We take a look at each nominee:
The Blue Door (Paul Taylor, 9m.)
Some doors are best left shut. That unspoken truth, and that universal fear of the unknown that might lie behind a closed gateway, powers Paul Taylor’s wonderfully creepy horror film – a welcome shot of genre adrenaline in this year’s compendium of drama and comedy. It follows Clare, a nurse visiting an elderly lady in a new job, only to find more than she bargains for. Sharply framed and precisely framed, it’s a clinging chiller of rattling breath, tweeting birds and a creaking, scratching blue portal – all achieved with confidence and cool, prickly terror. If you liked Rob Savage’s Salt, released last year, you’ll love this.
The Field (Sandhya Suri, 19m.)
Location is such an important part of this year’s short films, and that’s particularly true of The Field, which whisks us away to Shahzadpur, where one woman hides away from the world by fleeing to the field where she works at sundown. Shot beautifully by Sandhya Suri, it’s an evocative snapshot of a life and the desires that hide behind the cornstalks, a portrait that’s as emotional as it is colourful.
73 Cows (Alex Lockwood, 15m)
Meet Jay and Kayta. They’re a married couple. And they have 73 cows. They’re inherited said bovine horde from Jay’s father, who has left them a farm and, more importantly, a business that they’re expected to continue – a business that involves that livestock being used for beef. And so they decide to move their cattle to somewhere safer, and begin the mammoth task of trying to relocate them, possibly one at a time, in sanctuaries and other places where they can been raised safely. Shot by director Alex Lockwood with natural light and a low-key hint of melancholy, it’s an engaging, thought-provoking story of moral conviction and human achievement – where the most seemingly trivial act of victory can still save lives. Compared to some of the more brutal anti-carnivore films that are out there, this is a compelling tale of gentle importance.
I’m OK (Elizabeth Hobbs, 6m.)
I’m Ok tells the story of Oskar Kokoschka, an artist who lived from the 1880s well into the 1900s. Along the way, Oskar finds love, heartbreak and trauma, and director Elizabeth Hobbs animates it with a flurry of expressive scrawls, blotches of paint and classical musical. An impressive feat of mood-setting, is it accessible? No. Is it visually stunning? Yes.
Bachelor 38 (dir. Angela Clarke 15m.)
Bryan Bale lived in 1960s London, a time when it was (until the latter half of the decade) illegal to be gay. He recalls his life in this 15-minute conversation, looking back over relationships and how he had to repress his sexuality, even as he frequented underground clubs and bars in Soho. There’s loss, too, and director Angela Clarke crafts an intimate enough environment for him to step between the two. The result is like a candid chat with an old friend, one that doesn’t skimp on sincerity but does avoid sentimentality – a deceptively tricky balance to strike.

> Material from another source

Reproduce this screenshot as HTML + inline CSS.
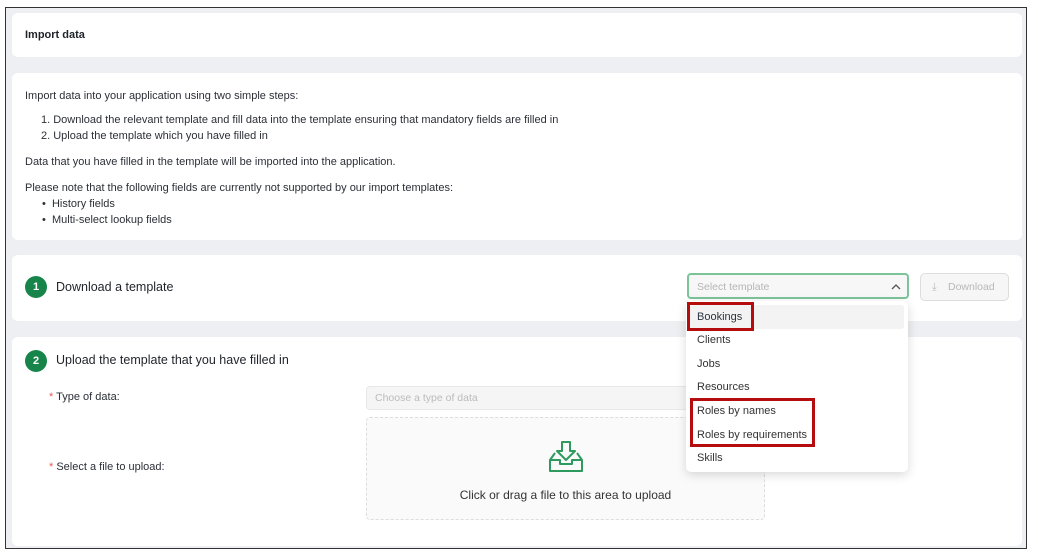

Marfa (Greg McLeod & Myles McLeod, 8m.)
Marfa, West Texas. A town with a history of famous visitors, a landscape of timeless desert, and a whole heap of food trucks and horses. Brits Greg and Myles McLeod bring to life the place after attending the Marfa Film Festival, based around a poem that functions less as a narrative and more as a portrait of a community and an atmosphere. The result is more existential than epistolary, which means the 8-minute travelogue is light on details but heavy on style and character, with an approach to animation that feels as distinct as the place itself.

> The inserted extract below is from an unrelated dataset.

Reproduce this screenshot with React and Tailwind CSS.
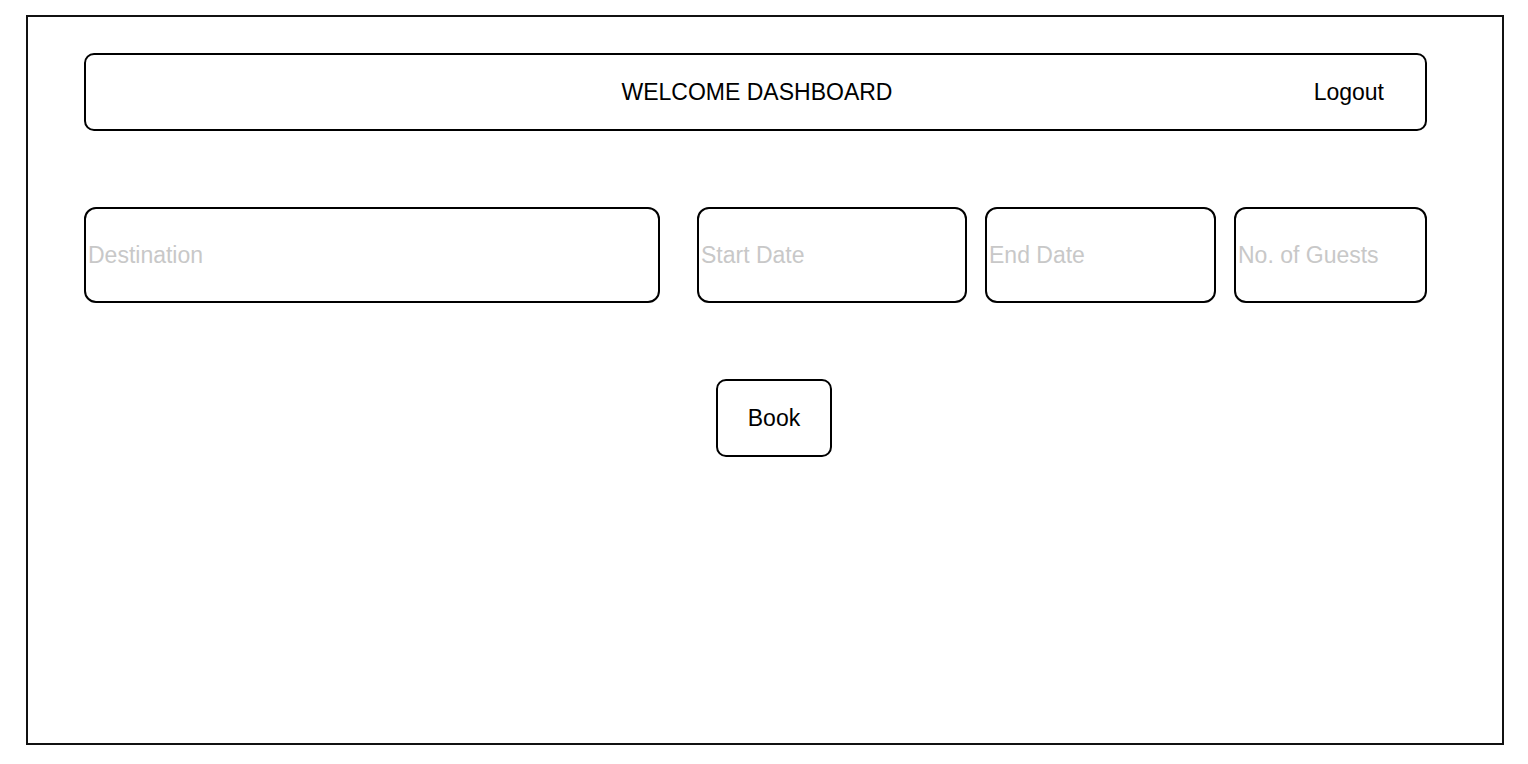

Roughhouse (Jonathan Hodgson, 15m.)
One of the best of this year’s short film crop, Roughhouse is an animation that seethes with a sense of location and identity. Set in the 1970s, there’s a seedy, boozy, smoke-tinged quality to its tale of students at university, who house-share with a character who sends their friendship into a tailspin of masculinity, bullying and drinking. Accompanied by its characters’ thick Birmingham accents, this is a brilliantly scuzzy, funny anecdote that, like its quartet’s behaviour, escalates with an enjoyable unpredictability.
Wale (Barnaby Blackburn, 20m)
Can you make a fresh start in a world this rotten? That’s the question behind Barnaby Blackburn’s short, which arrives fully formed, even at its slight 20-minute length. It follows the eponymous mechanic, a young ex-convict looking to go straight. Those efforts take him into the house of a sinister man who offers him work, but things are not what they appear to be, and the twisting plot unfolds with both surprising tension and a sickening inevitability; the suspense comes not from whether things will go wrong, but how they will go wrong, and those stacked-against odds are captured wholehearted by Raphel Famotibe’s sympathetic, charismatic lead presence.